Coworking in Columbia County kicks off
A Columbia County businesswoman is launching a coworking and community office space in Scappoose as a way of allowing small business owners to network without absorbing the overhead costs of owning their own workspace.
Jessica Hansen, a Scappoose resident who runs a professional consulting business called Diamond Inspired, recently started Jubilee Collective as a community education center and coworking office space in Scappoose.
Hansen developed the idea out of personal necessity to find office space, as well as her vision to connect with other professionals in a business-friendly environment.
"No one can really do business alone. I wanted to give people a chance to leave their home and have a change of place," Hansen said.

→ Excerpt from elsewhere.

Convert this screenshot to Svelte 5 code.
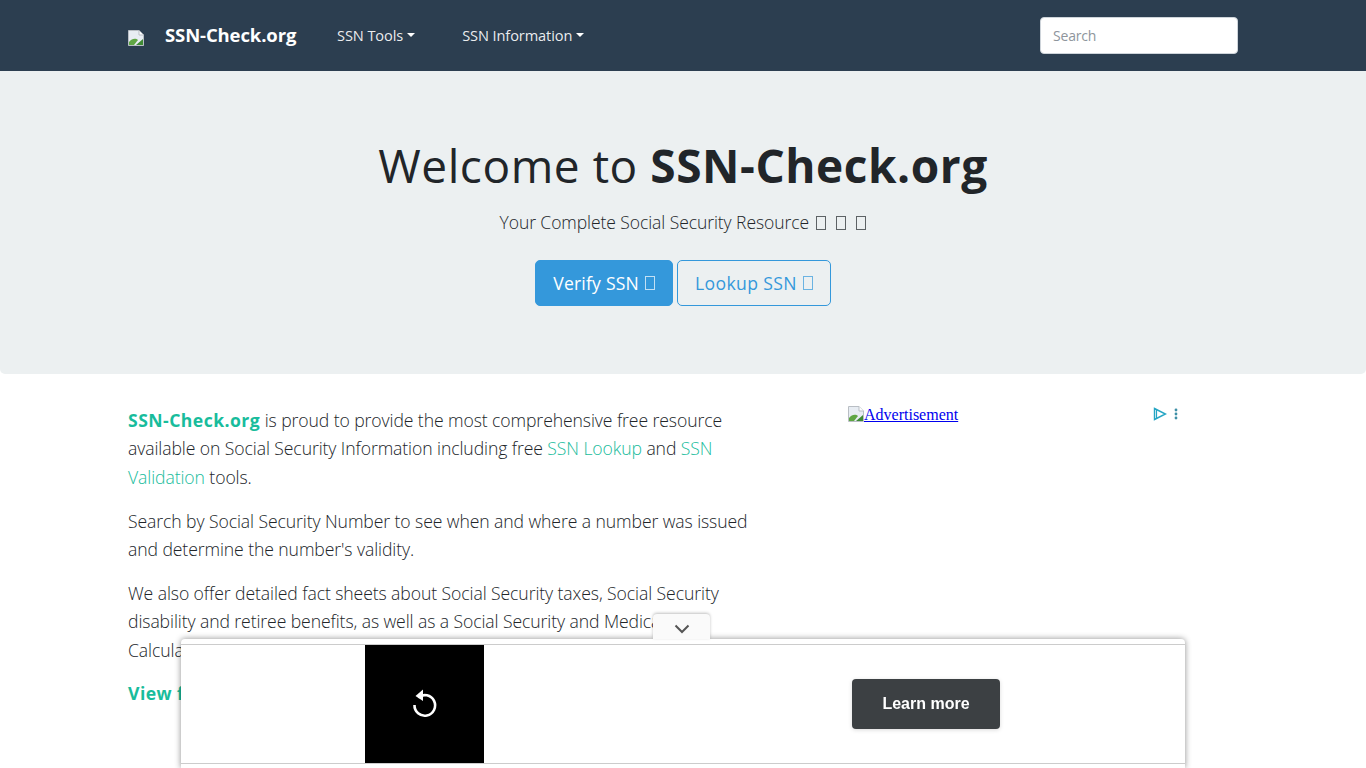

Coworking offices are communal spaces where members have access to resources like desks, high-speed internet, copiers, scanners and other office amenities atypical in the home.
"I wanted to provide a space where people who need a place to hang out to do work can go that's not a coffee shop," Hansen said.
Coworking spaces have gained popularity over the past decade in cities like San Francisco, Denver and New York City, and several coworking spaces are available for rent in Portland. Hansen, however, saw the need for a similar working environment in Columbia County, and wanted to offer something that could also be used as a community resource.
Hansen likens it to a gym membership, but for an office. Members pay a monthly — or, in some cases, daily — fee for access to the space as needed. Eventually, she would like users to be able the space 24 hours a day, seven days a week, to accommodate those who work outside of normal business hours.
In addition to desk space, the Jubilee Collective will also offer a community education center. The small classroom will be equipped with whiteboards, projectors, tables, chairs and other conference room fixtures. The space can be used for teaching professional workshops, demonstrations, or teaching drop-in classes.
"I wanted to give people a space to use other than the library," Hansen added.
While Hansen's business hasn't been up and running for long, she already has several clients on the books. Carly Franklin joined the collective and plans to use the space on as-needed basis. Franklin runs a podcast and lifestyle blog, and explained that having a quiet place outside of her home to work will be beneficial. She has worked from home off and on for about five years and said she is looking forward to using the new space as a productive work environment and an opportunity to network with others.
"Definitely, for me, there's the aspect that I can focus better when I'm not taking care of animals at home or being distracted," Franklin said. She also said working at home can be isolating.
That vision is exactly what Hansen had in mind for Jubilee Collective, adding that as a business owner who also works from home, she appreciates the need to connect with others.
"I want people to be able to do things that bring people together," Hansen said.